FTR: Flip the script: all of your products take off like lightning and a private equity firm wants to acquire your company. What’s your reaction?
f-p: Like many OR companies these days, we get this call more often than you might think. Most recently last week and my response is always the same . I try to be helpful, but we’re not interested in outside capital at this time. That’s the right answer for TFO, but it may not be for someone else.
FTR: So, you’re saying private acquisition is or isn’t a dark path to tread?

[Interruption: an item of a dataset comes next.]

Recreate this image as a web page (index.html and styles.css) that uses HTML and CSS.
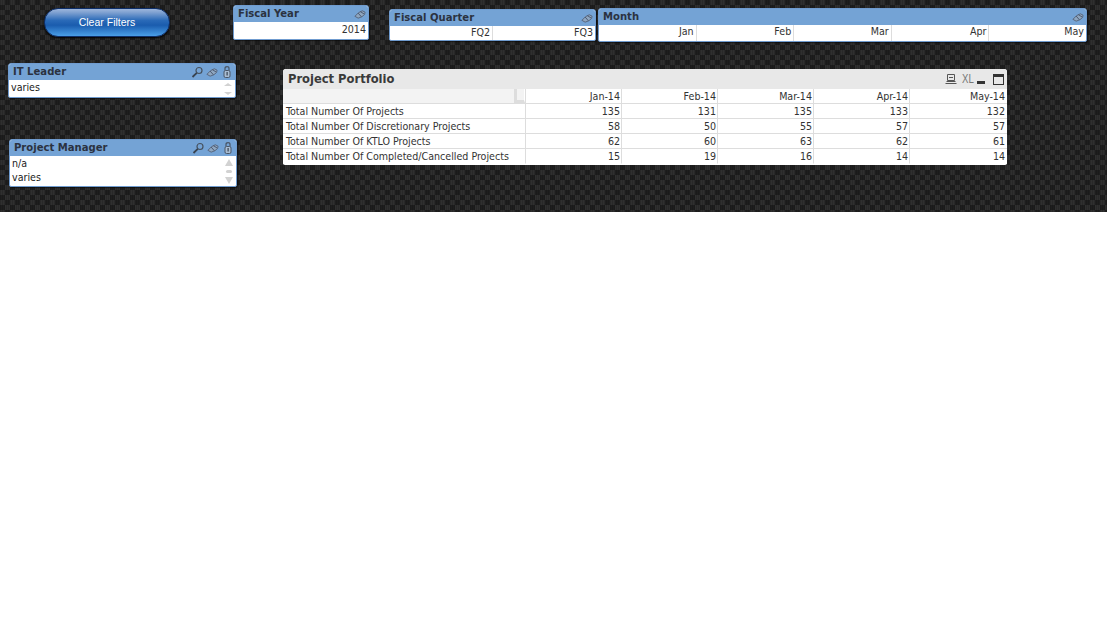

f-p: Great companies will always reflect the passions of their owner. For this reason, PE firms rightly focus on the importance of “goal alignment.” The only dark path is when various owners have various passions or divergent goals. To be sure, companies evolve and changes in ownership can dramatically alter “who” a company is — for better or worse, depending on one’s perspective.
FTR: What path do you see yourself and TFO walking for the foreseeable future?
f-p: Every day I’m amazed by the breadth and depth of our industry, it’s opportunities and challenges. At the same time, we live in a world of increasing elusion. Without hesitation our path is to focus on TFO continuing to be uniquely itself — very humble and angler-centric.